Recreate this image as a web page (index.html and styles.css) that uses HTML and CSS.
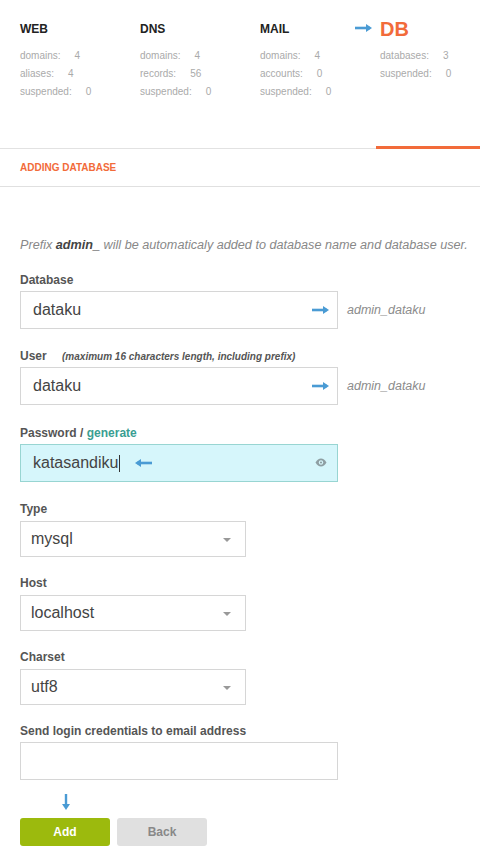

* * *

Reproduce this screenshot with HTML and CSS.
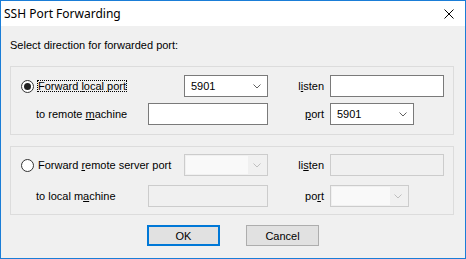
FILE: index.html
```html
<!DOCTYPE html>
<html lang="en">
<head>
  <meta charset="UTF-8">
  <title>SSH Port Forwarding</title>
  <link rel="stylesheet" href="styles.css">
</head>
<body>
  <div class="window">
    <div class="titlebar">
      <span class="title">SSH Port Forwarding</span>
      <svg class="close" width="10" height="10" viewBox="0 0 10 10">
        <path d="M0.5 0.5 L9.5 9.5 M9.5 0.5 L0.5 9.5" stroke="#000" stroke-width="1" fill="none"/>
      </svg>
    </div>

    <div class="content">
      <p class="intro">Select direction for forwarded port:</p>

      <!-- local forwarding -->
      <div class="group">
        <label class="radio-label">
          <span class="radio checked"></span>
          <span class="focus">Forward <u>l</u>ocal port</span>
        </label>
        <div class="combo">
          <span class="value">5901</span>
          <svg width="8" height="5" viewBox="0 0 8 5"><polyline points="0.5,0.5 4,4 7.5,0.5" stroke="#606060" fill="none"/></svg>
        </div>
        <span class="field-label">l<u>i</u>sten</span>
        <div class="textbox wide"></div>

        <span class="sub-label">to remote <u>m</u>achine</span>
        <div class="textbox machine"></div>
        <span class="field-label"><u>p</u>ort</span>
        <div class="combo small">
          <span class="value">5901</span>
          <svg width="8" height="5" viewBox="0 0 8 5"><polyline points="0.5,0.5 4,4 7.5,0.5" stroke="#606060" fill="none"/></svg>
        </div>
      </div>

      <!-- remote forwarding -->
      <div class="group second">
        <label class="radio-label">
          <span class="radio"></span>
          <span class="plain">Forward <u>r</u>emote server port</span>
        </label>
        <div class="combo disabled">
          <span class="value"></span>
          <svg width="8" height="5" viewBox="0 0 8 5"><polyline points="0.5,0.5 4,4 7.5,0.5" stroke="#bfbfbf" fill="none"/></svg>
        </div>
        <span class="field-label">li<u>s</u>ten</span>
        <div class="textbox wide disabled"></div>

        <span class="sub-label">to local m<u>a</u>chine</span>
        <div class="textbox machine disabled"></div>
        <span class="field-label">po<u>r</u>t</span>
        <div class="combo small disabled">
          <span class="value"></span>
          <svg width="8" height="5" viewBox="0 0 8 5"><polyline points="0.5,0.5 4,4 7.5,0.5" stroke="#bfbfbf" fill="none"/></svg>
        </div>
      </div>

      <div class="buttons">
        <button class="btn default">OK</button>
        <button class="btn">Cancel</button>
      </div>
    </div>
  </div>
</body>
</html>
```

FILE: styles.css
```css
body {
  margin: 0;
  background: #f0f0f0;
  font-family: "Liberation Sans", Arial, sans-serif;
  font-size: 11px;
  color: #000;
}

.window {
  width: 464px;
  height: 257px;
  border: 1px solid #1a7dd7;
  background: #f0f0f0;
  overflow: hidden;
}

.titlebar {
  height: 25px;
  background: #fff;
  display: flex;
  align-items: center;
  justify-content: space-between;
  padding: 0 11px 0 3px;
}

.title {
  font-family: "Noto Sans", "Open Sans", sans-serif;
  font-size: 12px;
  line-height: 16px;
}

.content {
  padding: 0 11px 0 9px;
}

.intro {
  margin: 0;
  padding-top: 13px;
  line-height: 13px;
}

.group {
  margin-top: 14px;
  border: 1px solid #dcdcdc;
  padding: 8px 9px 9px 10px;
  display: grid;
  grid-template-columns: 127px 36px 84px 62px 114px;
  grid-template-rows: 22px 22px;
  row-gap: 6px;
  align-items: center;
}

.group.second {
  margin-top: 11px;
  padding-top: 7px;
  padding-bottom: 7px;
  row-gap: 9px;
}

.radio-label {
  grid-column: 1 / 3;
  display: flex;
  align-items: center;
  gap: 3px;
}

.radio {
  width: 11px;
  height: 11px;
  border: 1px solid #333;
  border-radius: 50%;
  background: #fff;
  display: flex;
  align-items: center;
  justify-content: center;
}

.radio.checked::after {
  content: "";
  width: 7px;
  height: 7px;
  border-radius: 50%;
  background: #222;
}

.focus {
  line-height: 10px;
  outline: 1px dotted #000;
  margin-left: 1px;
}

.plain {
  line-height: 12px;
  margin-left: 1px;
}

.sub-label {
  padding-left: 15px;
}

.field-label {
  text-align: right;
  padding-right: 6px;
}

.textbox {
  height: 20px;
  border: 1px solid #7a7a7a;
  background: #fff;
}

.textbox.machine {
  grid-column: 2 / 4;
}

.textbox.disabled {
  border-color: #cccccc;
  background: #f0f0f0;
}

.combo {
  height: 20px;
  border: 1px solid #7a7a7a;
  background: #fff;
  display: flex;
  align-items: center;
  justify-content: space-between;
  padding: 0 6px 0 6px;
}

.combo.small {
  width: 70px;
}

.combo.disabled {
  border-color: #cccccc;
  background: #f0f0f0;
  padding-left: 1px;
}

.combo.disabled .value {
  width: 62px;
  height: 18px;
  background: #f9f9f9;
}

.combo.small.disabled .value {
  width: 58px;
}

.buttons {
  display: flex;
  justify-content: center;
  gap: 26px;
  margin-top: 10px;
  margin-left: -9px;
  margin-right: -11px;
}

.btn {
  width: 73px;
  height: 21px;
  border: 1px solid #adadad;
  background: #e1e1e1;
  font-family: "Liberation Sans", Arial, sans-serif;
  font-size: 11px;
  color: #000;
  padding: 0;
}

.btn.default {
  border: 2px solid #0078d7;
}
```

--

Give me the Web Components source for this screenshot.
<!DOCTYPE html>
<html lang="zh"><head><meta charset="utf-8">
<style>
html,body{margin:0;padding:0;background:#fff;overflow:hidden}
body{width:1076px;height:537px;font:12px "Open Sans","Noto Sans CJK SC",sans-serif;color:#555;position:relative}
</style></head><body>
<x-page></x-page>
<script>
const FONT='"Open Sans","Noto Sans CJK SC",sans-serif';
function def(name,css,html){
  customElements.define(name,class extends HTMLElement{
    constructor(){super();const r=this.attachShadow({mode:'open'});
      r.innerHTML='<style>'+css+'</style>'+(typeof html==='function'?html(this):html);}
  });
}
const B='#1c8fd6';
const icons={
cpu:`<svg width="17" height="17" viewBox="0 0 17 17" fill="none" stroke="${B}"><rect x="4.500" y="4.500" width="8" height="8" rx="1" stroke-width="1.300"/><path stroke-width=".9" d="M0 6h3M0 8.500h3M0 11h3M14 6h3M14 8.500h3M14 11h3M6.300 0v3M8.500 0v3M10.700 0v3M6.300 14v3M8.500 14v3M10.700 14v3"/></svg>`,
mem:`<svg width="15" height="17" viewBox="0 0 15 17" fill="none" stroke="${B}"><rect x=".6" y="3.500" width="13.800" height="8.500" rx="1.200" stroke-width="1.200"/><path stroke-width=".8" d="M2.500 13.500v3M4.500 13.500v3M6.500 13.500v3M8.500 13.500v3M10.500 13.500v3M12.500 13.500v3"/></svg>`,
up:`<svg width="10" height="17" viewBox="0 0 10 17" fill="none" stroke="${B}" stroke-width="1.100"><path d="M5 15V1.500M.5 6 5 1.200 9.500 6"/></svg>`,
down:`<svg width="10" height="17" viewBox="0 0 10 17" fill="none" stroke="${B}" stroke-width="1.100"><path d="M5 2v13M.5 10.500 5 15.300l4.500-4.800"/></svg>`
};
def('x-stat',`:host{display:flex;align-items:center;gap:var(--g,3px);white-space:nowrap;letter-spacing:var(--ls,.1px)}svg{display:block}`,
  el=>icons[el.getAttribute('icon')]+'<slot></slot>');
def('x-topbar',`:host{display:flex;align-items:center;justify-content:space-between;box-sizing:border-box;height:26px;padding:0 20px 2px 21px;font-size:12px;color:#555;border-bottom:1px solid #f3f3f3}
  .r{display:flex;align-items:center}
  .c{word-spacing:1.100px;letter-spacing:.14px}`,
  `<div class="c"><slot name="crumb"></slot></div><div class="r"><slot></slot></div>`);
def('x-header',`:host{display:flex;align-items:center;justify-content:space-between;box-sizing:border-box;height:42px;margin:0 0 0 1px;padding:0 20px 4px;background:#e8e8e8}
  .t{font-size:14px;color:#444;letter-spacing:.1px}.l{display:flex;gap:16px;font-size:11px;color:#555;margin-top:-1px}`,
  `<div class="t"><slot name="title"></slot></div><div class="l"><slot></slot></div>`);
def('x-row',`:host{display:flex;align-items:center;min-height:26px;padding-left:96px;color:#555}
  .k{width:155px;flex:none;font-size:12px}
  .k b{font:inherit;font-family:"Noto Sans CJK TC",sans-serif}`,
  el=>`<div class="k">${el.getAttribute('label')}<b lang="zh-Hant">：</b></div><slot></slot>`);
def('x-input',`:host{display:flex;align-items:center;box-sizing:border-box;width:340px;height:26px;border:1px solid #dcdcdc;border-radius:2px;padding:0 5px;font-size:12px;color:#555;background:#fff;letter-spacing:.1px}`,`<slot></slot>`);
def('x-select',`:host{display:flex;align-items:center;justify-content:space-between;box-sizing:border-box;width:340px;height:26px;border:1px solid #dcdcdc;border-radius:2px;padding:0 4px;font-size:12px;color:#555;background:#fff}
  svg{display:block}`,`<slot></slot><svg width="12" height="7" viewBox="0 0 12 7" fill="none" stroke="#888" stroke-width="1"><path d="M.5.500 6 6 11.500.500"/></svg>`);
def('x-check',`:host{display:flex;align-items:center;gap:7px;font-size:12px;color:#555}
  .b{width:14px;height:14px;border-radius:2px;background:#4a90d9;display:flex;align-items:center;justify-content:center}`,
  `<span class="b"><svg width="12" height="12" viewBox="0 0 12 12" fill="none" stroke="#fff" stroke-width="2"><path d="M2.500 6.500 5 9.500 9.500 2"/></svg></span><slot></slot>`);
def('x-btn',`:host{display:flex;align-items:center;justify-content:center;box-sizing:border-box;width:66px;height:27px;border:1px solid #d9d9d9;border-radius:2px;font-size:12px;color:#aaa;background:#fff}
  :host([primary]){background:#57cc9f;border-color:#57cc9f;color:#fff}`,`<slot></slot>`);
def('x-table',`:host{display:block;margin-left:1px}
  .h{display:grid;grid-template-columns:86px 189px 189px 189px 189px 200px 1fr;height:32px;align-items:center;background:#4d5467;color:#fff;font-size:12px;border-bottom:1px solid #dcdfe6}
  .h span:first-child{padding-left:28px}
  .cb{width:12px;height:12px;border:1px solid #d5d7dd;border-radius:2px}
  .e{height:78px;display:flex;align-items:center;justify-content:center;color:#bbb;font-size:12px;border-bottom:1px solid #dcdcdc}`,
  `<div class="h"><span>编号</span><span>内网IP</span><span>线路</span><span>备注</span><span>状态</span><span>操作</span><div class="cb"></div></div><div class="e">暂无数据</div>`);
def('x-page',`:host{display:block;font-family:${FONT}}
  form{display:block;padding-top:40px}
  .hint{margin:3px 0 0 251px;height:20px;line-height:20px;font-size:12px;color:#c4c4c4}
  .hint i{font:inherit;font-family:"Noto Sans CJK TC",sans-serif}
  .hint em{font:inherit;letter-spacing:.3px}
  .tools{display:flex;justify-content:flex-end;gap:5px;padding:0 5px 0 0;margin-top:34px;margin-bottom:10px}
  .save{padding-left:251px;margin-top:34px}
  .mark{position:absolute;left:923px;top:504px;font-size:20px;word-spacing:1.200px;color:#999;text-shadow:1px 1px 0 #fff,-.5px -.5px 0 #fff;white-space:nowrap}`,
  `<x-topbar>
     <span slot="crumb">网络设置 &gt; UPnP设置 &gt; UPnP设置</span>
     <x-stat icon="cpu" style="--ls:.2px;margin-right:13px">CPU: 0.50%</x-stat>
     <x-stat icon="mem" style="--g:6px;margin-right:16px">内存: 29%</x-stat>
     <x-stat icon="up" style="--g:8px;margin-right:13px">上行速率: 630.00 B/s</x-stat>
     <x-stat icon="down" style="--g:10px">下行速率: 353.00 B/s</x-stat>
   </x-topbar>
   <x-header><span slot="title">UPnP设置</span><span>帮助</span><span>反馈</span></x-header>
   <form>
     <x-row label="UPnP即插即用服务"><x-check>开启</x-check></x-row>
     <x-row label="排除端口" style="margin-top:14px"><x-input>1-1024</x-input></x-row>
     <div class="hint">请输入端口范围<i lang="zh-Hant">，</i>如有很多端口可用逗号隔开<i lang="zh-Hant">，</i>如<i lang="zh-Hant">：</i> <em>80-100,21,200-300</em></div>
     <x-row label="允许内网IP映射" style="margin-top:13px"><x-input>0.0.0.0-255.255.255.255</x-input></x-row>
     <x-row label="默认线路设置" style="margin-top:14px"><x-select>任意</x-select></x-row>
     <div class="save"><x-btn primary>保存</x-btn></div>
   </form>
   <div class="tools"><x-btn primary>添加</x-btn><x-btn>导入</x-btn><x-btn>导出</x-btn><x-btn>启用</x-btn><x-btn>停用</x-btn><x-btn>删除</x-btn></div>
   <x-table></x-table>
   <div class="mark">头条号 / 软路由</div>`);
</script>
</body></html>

- WRITTEN INSTRUCTION
Look above for lines with the word "styles" and copy them all.

- RESULT OF THIS TASK
Recreate this image as a web page (index.html and styles.css) that uses HTML and CSS.
  <link rel="stylesheet" href="styles.css">
FILE: styles.css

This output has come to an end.